▼
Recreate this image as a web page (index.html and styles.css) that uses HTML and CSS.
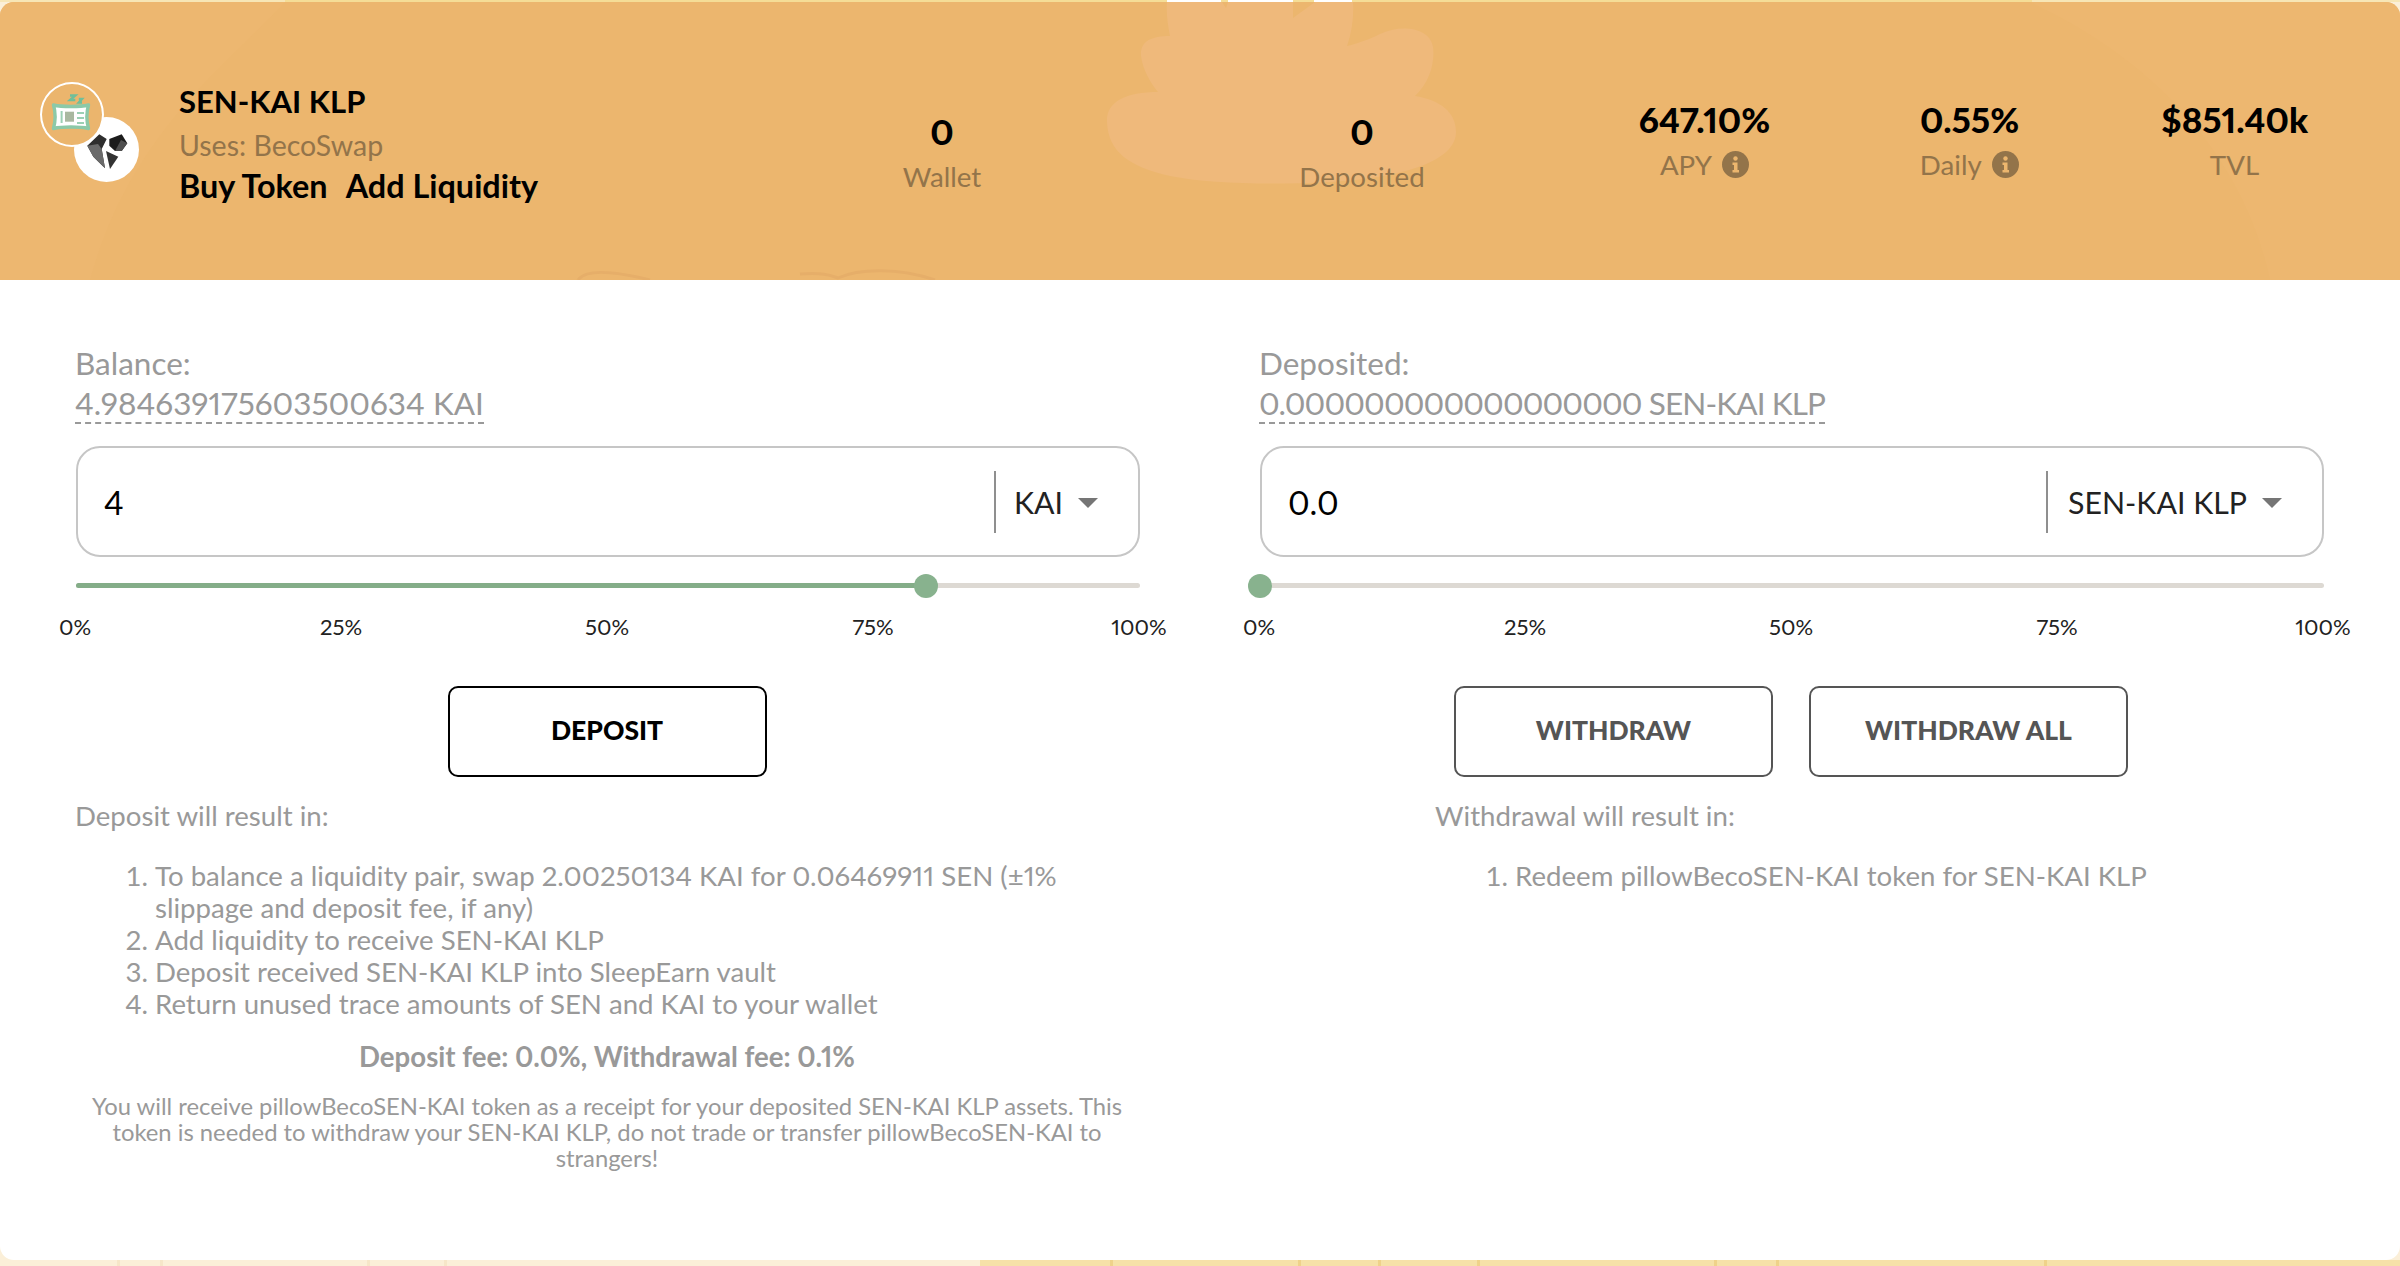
FILE: index.html
```html
<!DOCTYPE html>
<html lang="en">
<head>
<meta charset="utf-8">
<title>SEN-KAI KLP</title>
<link rel="stylesheet" href="styles.css">
</head>
<body>
<main class="card">
  <header class="head">
    <svg class="decor" viewBox="0 0 2400 278" width="2400" height="278" aria-hidden="true">
      <path class="decor-soft" d="M0 0H285C230 60 130 130 90 278H0Z"/>
      <path class="decor-soft" d="M2030 0H2400V278H2270C2250 180 2180 70 2030 0Z"/>
      <path class="decor-blob" d="M1167 0C1166 12 1168 24 1170 34C1150 34 1140 40 1141 54C1143 68 1150 80 1158 90C1125 90 1106 100 1107 120C1108 150 1130 165 1170 174C1210 182 1270 183 1330 180C1400 176 1456 160 1456 130C1456 110 1440 98 1415 94C1430 80 1435 60 1433 45C1430 25 1400 22 1380 32C1368 38 1355 42 1347 44C1352 30 1354 14 1353 0H1315L1293 16V0H1228L1226 6L1222 0Z"/>
      <path class="decor-line" d="M578 278C585 268 610 268 650 278M800 272C825 270 832 274 838 276C860 266 900 266 935 278"/>
    </svg>
    <div class="vault">
      <div class="logos">
        <span class="logo logo-kai">
          <svg viewBox="0 0 65 65" width="65" height="65" aria-hidden="true">
            <path fill="#2e2e2e" d="M13.3 28.7L25.3 17.3L32.7 22L27.7 32L31 51.3L19.3 39.7Z"/>
            <path fill="#6a6a6a" d="M13.3 28.7L24 27L27.7 32L31 51.3L19.3 39.7Z"/>
            <path fill="#1c1c1c" d="M35.3 22L47.7 17.3L53.3 26.3L47.7 34H41L35.3 28.7Z"/>
            <path fill="#4f4f4f" d="M41 34L47 23L53.3 26.3L47.7 34Z"/>
            <path fill="#333" d="M32 34L44.3 39.7L36 52Z"/>
          </svg>
        </span>
        <span class="logo logo-pillow">
          <svg viewBox="0 0 60 60" width="60" height="60" aria-hidden="true">
            <path class="zz" d="M28 11.5H33.3L28 16H33.3M36.8 15H40L36.8 18.5H40"/>
            <path class="pillow" d="M11.5 21C20 23 38 23 46.5 21C44.5 28 44.5 37 46.5 44.5C38 42.5 20 42.5 11.5 44.5C13.5 37 13.5 28 11.5 21Z"/>
            <rect class="pillow-patch" x="23" y="27.7" width="9" height="10"/>
            <path class="pillow-lines" d="M35 29H42M35 34H42M35 39H42M19.6 27V39"/>
          </svg>
        </span>
      </div>
      <div class="vault-text">
        <h1 class="vault-name">SEN-KAI KLP</h1>
        <p class="vault-uses">Uses: BecoSwap</p>
        <p class="vault-links"><a>Buy Token</a><a>Add Liquidity</a></p>
      </div>
    </div>
    <div class="stat stat-low"><strong>0</strong><span>Wallet</span></div>
    <div class="stat stat-low"><strong>0</strong><span>Deposited</span></div>
    <div class="stat"><strong>647.10%</strong><span>APY <svg class="info" viewBox="0 0 27 27" width="27" height="27" aria-hidden="true"><circle cx="13.5" cy="13.5" r="13.5"/><circle class="info-i" cx="13.5" cy="7.5" r="2.2"/><path class="info-i" d="M10.5 11.5H15.5V19H17V21.5H10.5V19H12V14H10.5Z"/></svg></span></div>
    <div class="stat"><strong>0.55%</strong><span>Daily <svg class="info" viewBox="0 0 27 27" width="27" height="27" aria-hidden="true"><circle cx="13.5" cy="13.5" r="13.5"/><circle class="info-i" cx="13.5" cy="7.5" r="2.2"/><path class="info-i" d="M10.5 11.5H15.5V19H17V21.5H10.5V19H12V14H10.5Z"/></svg></span></div>
    <div class="stat"><strong>$851.40k</strong><span>TVL</span></div>
  </header>

  <div class="panels">
    <section class="panel">
      <p class="bal-label">Balance:</p>
      <p class="bal-row"><span class="bal-value">4.984639175603500634 KAI</span></p>
      <div class="field">
        <div class="field-value">4</div>
        <div class="field-token"><span>KAI</span><i class="caret"></i></div>
      </div>
      <div class="slider">
        <div class="slider-fill" style="width:79.9%"></div>
        <div class="slider-thumb" style="left:79.9%"></div>
      </div>
      <div class="marks"><span>0%</span><span>25%</span><span>50%</span><span>75%</span><span>100%</span></div>
      <div class="actions"><button class="btn btn-active">DEPOSIT</button></div>
      <div class="notes">
        <p class="notes-title">Deposit will result in:</p>
        <ol class="steps">
          <li>To balance a liquidity pair, swap 2.00250134 KAI for 0.06469911 SEN (±1% slippage and deposit fee, if any)</li>
          <li>Add liquidity to receive SEN-KAI KLP</li>
          <li>Deposit received SEN-KAI KLP into SleepEarn vault</li>
          <li>Return unused trace amounts of SEN and KAI to your wallet</li>
        </ol>
      </div>
      <p class="fees">Deposit fee: 0.0%, Withdrawal fee: 0.1%</p>
      <p class="receipt">You will receive pillowBecoSEN-KAI token as a receipt for your deposited SEN-KAI KLP assets. This token is needed to withdraw your SEN-KAI KLP, do not trade or transfer pillowBecoSEN-KAI to strangers!</p>
    </section>

    <section class="panel">
      <p class="bal-label">Deposited:</p>
      <p class="bal-row"><span class="bal-value bal-value-tight">0.000000000000000000 SEN-KAI KLP</span></p>
      <div class="field">
        <div class="field-value">0.0</div>
        <div class="field-token field-token-wide"><span>SEN-KAI KLP</span><i class="caret"></i></div>
      </div>
      <div class="slider">
        <div class="slider-thumb" style="left:0%"></div>
      </div>
      <div class="marks"><span>0%</span><span>25%</span><span>50%</span><span>75%</span><span>100%</span></div>
      <div class="actions"><button class="btn">WITHDRAW</button><button class="btn">WITHDRAW ALL</button></div>
      <div class="notes notes-centered">
        <p class="notes-title">Withdrawal will result in:</p>
        <ol class="steps">
          <li>Redeem pillowBecoSEN-KAI token for SEN-KAI KLP</li>
        </ol>
      </div>
    </section>
  </div>
</main>
</body>
</html>
```

FILE: styles.css
```css
* { box-sizing: border-box; }

html, body {
  margin: 0;
  height: 1266px;
  overflow: hidden;
}

body {
  font-family: "Lato", "Liberation Sans", sans-serif;
  font-variant-numeric: proportional-nums;
  background-color: #fbefd8;
  background-image:
    linear-gradient(90deg,
      #f7e6b6 0, #f7e6b6 285px, #f5dd96 285px, #f5dd96 1167px, #fff 1167px, #fff 1221px,
      #f5dd96 1221px, #f5dd96 1228px, #fff 1228px, #fff 1293px, #f5dd96 1293px, #f5dd96 1314px,
      #fff 1314px, #fff 1352px, #f5dd96 1352px, #f5dd96 2032px, #f7e6b6 2032px),
    linear-gradient(90deg,
      #fbefd8 0, #fbefd8 117px, #f6e6c8 117px, #f6e6c8 120px, #fbefd8 120px, #fbefd8 160px,
      #f6e6c8 160px, #f6e6c8 163px, #fbefd8 163px, #fbefd8 367px, #f6e6c8 367px, #f6e6c8 370px,
      #fbefd8 370px, #fbefd8 444px, #f6e6c8 444px, #f6e6c8 447px, #fbefd8 447px, #fbefd8 980px,
      #f6e1a8 980px, #f6e1a8 1110px, #efd28a 1110px, #efd28a 1113px, #f6e1a8 1113px, #f6e1a8 1298px,
      #efd28a 1298px, #efd28a 1301px, #f6e1a8 1301px, #f6e1a8 1378px, #efd28a 1378px, #efd28a 1381px,
      #f6e1a8 1381px, #f6e1a8 1477px, #efd28a 1477px, #efd28a 1480px, #f6e1a8 1480px, #f6e1a8 1714px,
      #efd28a 1714px, #efd28a 1717px, #f6e1a8 1717px, #f6e1a8 1776px, #efd28a 1776px, #efd28a 1779px,
      #f6e1a8 1779px, #f6e1a8 2044px, #efd28a 2044px, #efd28a 2047px, #f6e1a8 2047px, #f6e1a8 2400px);
  background-size: 100% 2px, 100% 6px;
  background-position: 0 0, 0 100%;
  background-repeat: no-repeat;
}

p, h1, ol { margin: 0; }

.card {
  margin-top: 2px;
  height: 1258px;
  background: #fff;
  border-radius: 14px;
  overflow: hidden;
}

/* Header */
.head {
  position: relative;
  height: 278px;
  background: #ecb66e;
  display: grid;
  grid-template-columns: 732px 420px 420px 265px 265px 265px;
  align-items: start;
}

.decor {
  position: absolute;
  inset: 0;
}

.decor-soft { fill: #edb770; }
.decor-blob { fill: #efb97b; }
.decor-line { fill: none; stroke: #e6ae69; stroke-width: 3; }

.vault {
  position: relative;
  display: flex;
  padding: 80px 0 0 40px;
}

.logos {
  position: relative;
  width: 99px;
  height: 100px;
  margin-right: 40px;
}

.logo {
  position: absolute;
  border-radius: 50%;
  display: block;
}

.logo svg { display: block; }

.logo-kai {
  left: 34px;
  top: 35px;
  width: 65px;
  height: 65px;
  background: #fff;
}

.logo-pillow {
  left: 0;
  top: 0;
  width: 64px;
  height: 65px;
  background: #ebb56d;
  border: 2px solid #fff;
}

.zz { fill: none; stroke: #6fbf9a; stroke-width: 2.4; }
.pillow { fill: #fff; stroke: #8cc9a8; stroke-width: 3.4; stroke-linejoin: round; }
.pillow-patch { fill: #a9b8a0; }
.pillow-lines { fill: none; stroke: #9bd0b4; stroke-width: 2; }

.vault-name {
  font-size: 31px;
  line-height: 38px;
  font-weight: 700;
  color: #000;
}

.vault-uses {
  margin-top: 6px;
  font-size: 28.5px;
  line-height: 38px;
  color: #93744a;
}

.vault-links {
  display: flex;
  gap: 18px;
  margin-top: 3px;
  font-size: 32.4px;
  line-height: 38px;
  font-weight: 700;
  color: #000;
}

.stat {
  position: relative;
  display: flex;
  flex-direction: column;
  align-items: center;
  padding-top: 97px;
}

.stat-low { padding-top: 109px; }

.stat strong {
  font-size: 35px;
  line-height: 40px;
  font-weight: 900;
  color: #000;
}

.stat span {
  display: flex;
  align-items: center;
  gap: 4px;
  margin-top: 6px;
  font-size: 27.7px;
  line-height: 40px;
  color: #93744a;
  white-space: pre;
}

.info { fill: #93744a; margin-top: -2px; }
.info-i { fill: #ecb66e; }

/* Panels */
.panels {
  display: grid;
  grid-template-columns: 1064px 1064px;
  column-gap: 120px;
  padding: 66px 76px 0 75px;
}

.bal-label {
  font-size: 31.5px;
  line-height: 34px;
  color: #999;
}

.bal-row {
  margin-top: 6px;
  font-size: 31.5px;
  line-height: 34px;
  color: #999;
}

.bal-value {
  display: inline-block;
  padding-bottom: 2px;
  border-bottom: 2px dashed #999;
}

.bal-value-tight { letter-spacing: -0.9px; }

.field {
  display: flex;
  align-items: center;
  justify-content: space-between;
  width: 1064px;
  height: 111px;
  margin: 22px 0 0 1px;
  padding: 0 26px;
  border: 2px solid #c6c6c6;
  border-radius: 24px;
}

.field-value {
  font-size: 33px;
  color: #000;
}

.field-token {
  display: flex;
  align-items: center;
  width: 144px;
  height: 62px;
  margin-right: -26px;
  padding-left: 18px;
  border-left: 2px solid #8f8f8f;
  font-size: 30.3px;
  color: #222;
}

.field-token-wide { width: 276px; padding-left: 20px; }

.caret {
  width: 0;
  height: 0;
  margin: 3px 0 0 15px;
  border-left: 10px solid transparent;
  border-right: 10px solid transparent;
  border-top: 10px solid #757575;
}

.slider {
  position: relative;
  width: 1064px;
  height: 5px;
  margin: 26px 0 0 1px;
  background: #ddd9d3;
  border-radius: 3px;
}

.slider-fill {
  height: 100%;
  background: #84ad88;
  border-radius: 3px;
}

.slider-thumb {
  position: absolute;
  top: -9.5px;
  width: 24px;
  height: 24px;
  transform: translateX(-50%);
  background: #88b28e;
  border-radius: 50%;
}

.marks {
  display: flex;
  justify-content: space-between;
  width: 1064px;
  margin-top: 25px;
}

.marks span {
  display: flex;
  justify-content: center;
  width: 0;
  font-size: 22px;
  line-height: 28px;
  color: #222;
  white-space: nowrap;
}

.actions {
  display: flex;
  justify-content: center;
  gap: 36px;
  margin-top: 45px;
}

.btn {
  width: 319px;
  height: 91px;
  padding: 0 0 3px;
  background: #fff;
  border: 2px solid #555;
  border-radius: 10px;
  font-family: inherit;
  font-size: 26.5px;
  font-weight: 900;
  color: #555;
}

.btn-active {
  border-color: #000;
  color: #000;
}

.notes { color: #999; font-size: 27.6px; line-height: 32px; }

.notes-title { margin-top: 23px; }

.notes-centered {
  width: max-content;
  margin: 0 auto;
}

.steps {
  margin-top: 28px;
  padding-left: 80px;
}

.fees {
  margin-top: 21px;
  text-align: center;
  font-size: 27.6px;
  line-height: 32px;
  font-weight: 700;
  color: #999;
}

.receipt {
  margin-top: 20px;
  padding: 0 10px;
  text-align: center;
  font-size: 23.8px;
  line-height: 26px;
  color: #999;
}
```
▲
### Aim
From the listing, copy each line containing the word "uses".

### Written response
Recreate this image as a web page (index.html and styles.css) that uses HTML and CSS.
        <p class="vault-uses">Uses: BecoSwap</p>
.vault-uses {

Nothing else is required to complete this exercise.